SET TASK:
Leave out every picture, then transcribe the rest of the listing exactly.

[START SOURCE DATA]

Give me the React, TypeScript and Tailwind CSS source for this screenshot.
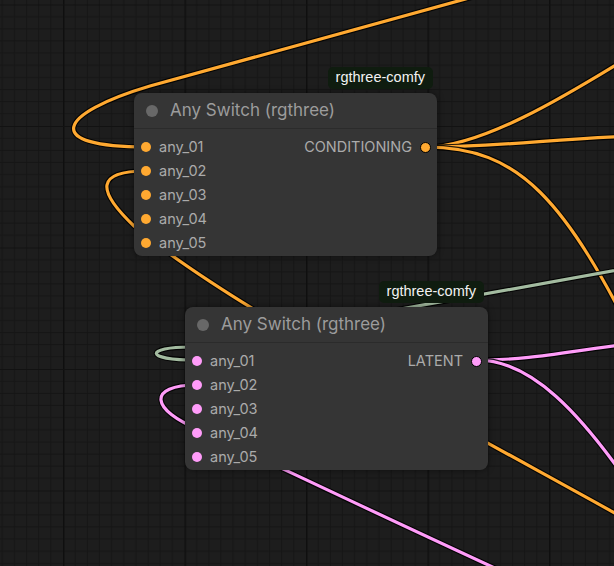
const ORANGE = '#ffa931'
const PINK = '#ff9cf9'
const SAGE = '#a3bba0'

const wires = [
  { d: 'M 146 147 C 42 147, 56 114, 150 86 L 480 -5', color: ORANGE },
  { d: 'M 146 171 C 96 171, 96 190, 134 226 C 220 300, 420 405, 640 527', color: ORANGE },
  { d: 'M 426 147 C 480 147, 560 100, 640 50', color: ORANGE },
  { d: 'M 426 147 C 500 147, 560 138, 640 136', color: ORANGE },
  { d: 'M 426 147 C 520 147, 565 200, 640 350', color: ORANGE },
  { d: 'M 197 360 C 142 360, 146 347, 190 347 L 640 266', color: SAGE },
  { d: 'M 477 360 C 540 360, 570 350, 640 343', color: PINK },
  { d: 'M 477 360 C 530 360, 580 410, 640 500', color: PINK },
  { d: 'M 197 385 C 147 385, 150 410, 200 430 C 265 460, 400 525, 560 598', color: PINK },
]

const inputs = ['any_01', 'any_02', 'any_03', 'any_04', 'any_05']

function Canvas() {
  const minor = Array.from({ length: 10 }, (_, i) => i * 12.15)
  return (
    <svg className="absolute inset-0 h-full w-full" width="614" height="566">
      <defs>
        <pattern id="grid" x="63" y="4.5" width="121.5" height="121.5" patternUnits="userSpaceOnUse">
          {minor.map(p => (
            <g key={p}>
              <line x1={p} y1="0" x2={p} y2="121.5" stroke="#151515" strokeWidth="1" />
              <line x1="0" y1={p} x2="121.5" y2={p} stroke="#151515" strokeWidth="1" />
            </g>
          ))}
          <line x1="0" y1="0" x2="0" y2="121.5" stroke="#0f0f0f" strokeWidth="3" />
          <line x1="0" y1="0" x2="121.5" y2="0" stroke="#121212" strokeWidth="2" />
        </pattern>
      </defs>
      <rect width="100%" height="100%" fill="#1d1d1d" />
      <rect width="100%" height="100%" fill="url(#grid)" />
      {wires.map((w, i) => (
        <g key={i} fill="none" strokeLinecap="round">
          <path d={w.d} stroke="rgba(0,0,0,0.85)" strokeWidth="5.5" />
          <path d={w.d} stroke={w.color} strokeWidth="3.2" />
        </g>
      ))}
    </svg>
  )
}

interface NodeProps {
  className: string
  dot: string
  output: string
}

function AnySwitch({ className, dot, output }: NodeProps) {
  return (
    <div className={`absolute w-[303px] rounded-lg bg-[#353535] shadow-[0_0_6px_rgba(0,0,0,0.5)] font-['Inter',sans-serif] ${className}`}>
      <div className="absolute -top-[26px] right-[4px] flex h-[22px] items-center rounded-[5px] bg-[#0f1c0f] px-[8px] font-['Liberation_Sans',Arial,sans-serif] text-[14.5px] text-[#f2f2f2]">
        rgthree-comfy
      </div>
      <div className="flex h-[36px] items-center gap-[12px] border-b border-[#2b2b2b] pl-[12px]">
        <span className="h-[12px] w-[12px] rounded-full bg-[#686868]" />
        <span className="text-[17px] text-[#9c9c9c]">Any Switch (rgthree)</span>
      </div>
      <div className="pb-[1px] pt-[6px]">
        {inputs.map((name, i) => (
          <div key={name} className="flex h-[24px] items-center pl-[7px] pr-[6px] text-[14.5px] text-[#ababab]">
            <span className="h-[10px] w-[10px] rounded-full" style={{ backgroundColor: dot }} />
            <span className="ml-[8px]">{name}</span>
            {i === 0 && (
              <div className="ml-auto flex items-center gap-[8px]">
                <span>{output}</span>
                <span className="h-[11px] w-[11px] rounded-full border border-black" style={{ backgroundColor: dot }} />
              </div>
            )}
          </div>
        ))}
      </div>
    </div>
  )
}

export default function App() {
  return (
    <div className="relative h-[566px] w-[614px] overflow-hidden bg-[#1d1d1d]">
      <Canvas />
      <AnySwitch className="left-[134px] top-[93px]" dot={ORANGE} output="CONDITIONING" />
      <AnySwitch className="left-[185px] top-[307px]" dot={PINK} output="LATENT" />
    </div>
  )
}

[END SOURCE DATA]

FINISHED EXERCISE:
Give me the React, TypeScript and Tailwind CSS source for this screenshot.
const ORANGE = '#ffa931'
const PINK = '#ff9cf9'
const SAGE = '#a3bba0'

const wires = [
  { d: 'M 146 147 C 42 147, 56 114, 150 86 L 480 -5', color: ORANGE },
  { d: 'M 146 171 C 96 171, 96 190, 134 226 C 220 300, 420 405, 640 527', color: ORANGE },
  { d: 'M 426 147 C 480 147, 560 100, 640 50', color: ORANGE },
  { d: 'M 426 147 C 500 147, 560 138, 640 136', color: ORANGE },
  { d: 'M 426 147 C 520 147, 565 200, 640 350', color: ORANGE },
  { d: 'M 197 360 C 142 360, 146 347, 190 347 L 640 266', color: SAGE },
  { d: 'M 477 360 C 540 360, 570 350, 640 343', color: PINK },
  { d: 'M 477 360 C 530 360, 580 410, 640 500', color: PINK },
  { d: 'M 197 385 C 147 385, 150 410, 200 430 C 265 460, 400 525, 560 598', color: PINK },
]

const inputs = ['any_01', 'any_02', 'any_03', 'any_04', 'any_05']

function Canvas() {
  const minor = Array.from({ length: 10 }, (_, i) => i * 12.15)
  return (
    <svg className="absolute inset-0 h-full w-full" width="614" height="566">
      <defs>
        <pattern id="grid" x="63" y="4.5" width="121.5" height="121.5" patternUnits="userSpaceOnUse">
          {minor.map(p => (
            <g key={p}>
              <line x1={p} y1="0" x2={p} y2="121.5" stroke="#151515" strokeWidth="1" />
              <line x1="0" y1={p} x2="121.5" y2={p} stroke="#151515" strokeWidth="1" />
            </g>
          ))}
          <line x1="0" y1="0" x2="0" y2="121.5" stroke="#0f0f0f" strokeWidth="3" />
          <line x1="0" y1="0" x2="121.5" y2="0" stroke="#121212" strokeWidth="2" />
        </pattern>
      </defs>
      <rect width="100%" height="100%" fill="#1d1d1d" />
      <rect width="100%" height="100%" fill="url(#grid)" />
      {wires.map((w, i) => (
        <g key={i} fill="none" strokeLinecap="round">
          <path d={w.d} stroke="rgba(0,0,0,0.85)" strokeWidth="5.5" />
          <path d={w.d} stroke={w.color} strokeWidth="3.2" />
        </g>
      ))}
    </svg>
  )
}

interface NodeProps {
  className: string
  dot: string
  output: string
}

function AnySwitch({ className, dot, output }: NodeProps) {
  return (
    <div className={`absolute w-[303px] rounded-lg bg-[#353535] shadow-[0_0_6px_rgba(0,0,0,0.5)] font-['Inter',sans-serif] ${className}`}>
      <div className="absolute -top-[26px] right-[4px] flex h-[22px] items-center rounded-[5px] bg-[#0f1c0f] px-[8px] font-['Liberation_Sans',Arial,sans-serif] text-[14.5px] text-[#f2f2f2]">
        rgthree-comfy
      </div>
      <div className="flex h-[36px] items-center gap-[12px] border-b border-[#2b2b2b] pl-[12px]">
        <span className="h-[12px] w-[12px] rounded-full bg-[#686868]" />
        <span className="text-[17px] text-[#9c9c9c]">Any Switch (rgthree)</span>
      </div>
      <div className="pb-[1px] pt-[6px]">
        {inputs.map((name, i) => (
          <div key={name} className="flex h-[24px] items-center pl-[7px] pr-[6px] text-[14.5px] text-[#ababab]">
            <span className="h-[10px] w-[10px] rounded-full" style={{ backgroundColor: dot }} />
            <span className="ml-[8px]">{name}</span>
            {i === 0 && (
              <div className="ml-auto flex items-center gap-[8px]">
                <span>{output}</span>
                <span className="h-[11px] w-[11px] rounded-full border border-black" style={{ backgroundColor: dot }} />
              </div>
            )}
          </div>
        ))}
      </div>
    </div>
  )
}

export default function App() {
  return (
    <div className="relative h-[566px] w-[614px] overflow-hidden bg-[#1d1d1d]">
      <Canvas />
      <AnySwitch className="left-[134px] top-[93px]" dot={ORANGE} output="CONDITIONING" />
      <AnySwitch className="left-[185px] top-[307px]" dot={PINK} output="LATENT" />
    </div>
  )
}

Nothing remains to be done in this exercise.